A mistake candidates make late in prep is over-investing in niche theory while under-preparing for broad product questions. Netflix interviewers often care less about whether you memorized an obscure formula and more about whether you can make a sound decision with incomplete data.

What Strong Answers Sound Like

The difference between average and strong candidates is usually not raw intelligence. It is the ability to answer with structure, tradeoffs, and business relevance.

Here is a stronger pattern for case-style answers:

  1. Start with the objective.
  2. Clarify assumptions and constraints.
  3. Define the success metric and guardrails.
  4. Explain the analytical or experimental approach.
  5. Discuss failure modes and edge cases.
  6. End with a recommendation and next step.

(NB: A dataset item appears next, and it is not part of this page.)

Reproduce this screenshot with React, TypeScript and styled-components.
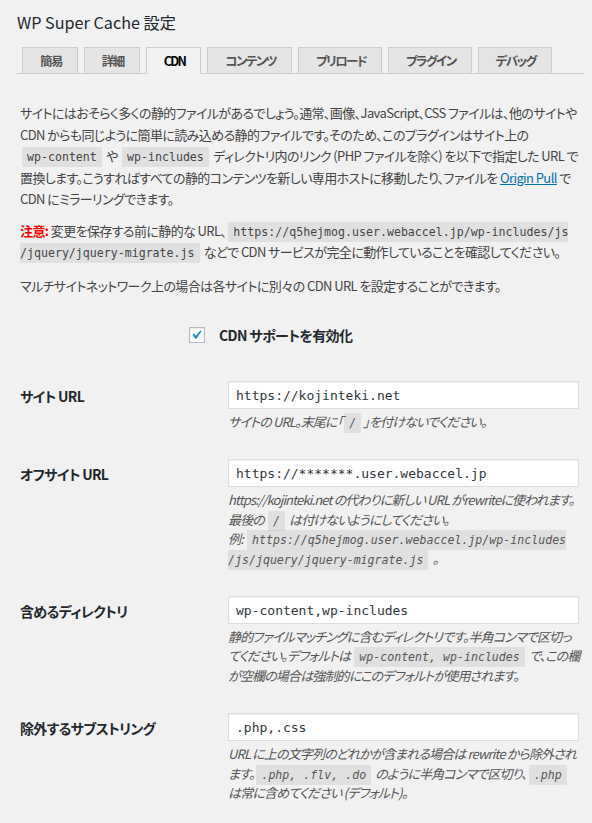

For example, if asked how to evaluate a new recommendation row on the homepage, a weak answer says, “I’d run an A/B test and see if clicks improve.” A stronger answer says:

"I’d first define whether the goal is discovery, viewing starts, completion, or longer-term retention. Then I’d choose a primary metric such as qualified play starts, add guardrails like session abandonment or latency, and segment by member tenure because new and existing users may respond differently."

Notice the difference: the second answer shows clarity about goals, measurement quality, and heterogeneous user behavior.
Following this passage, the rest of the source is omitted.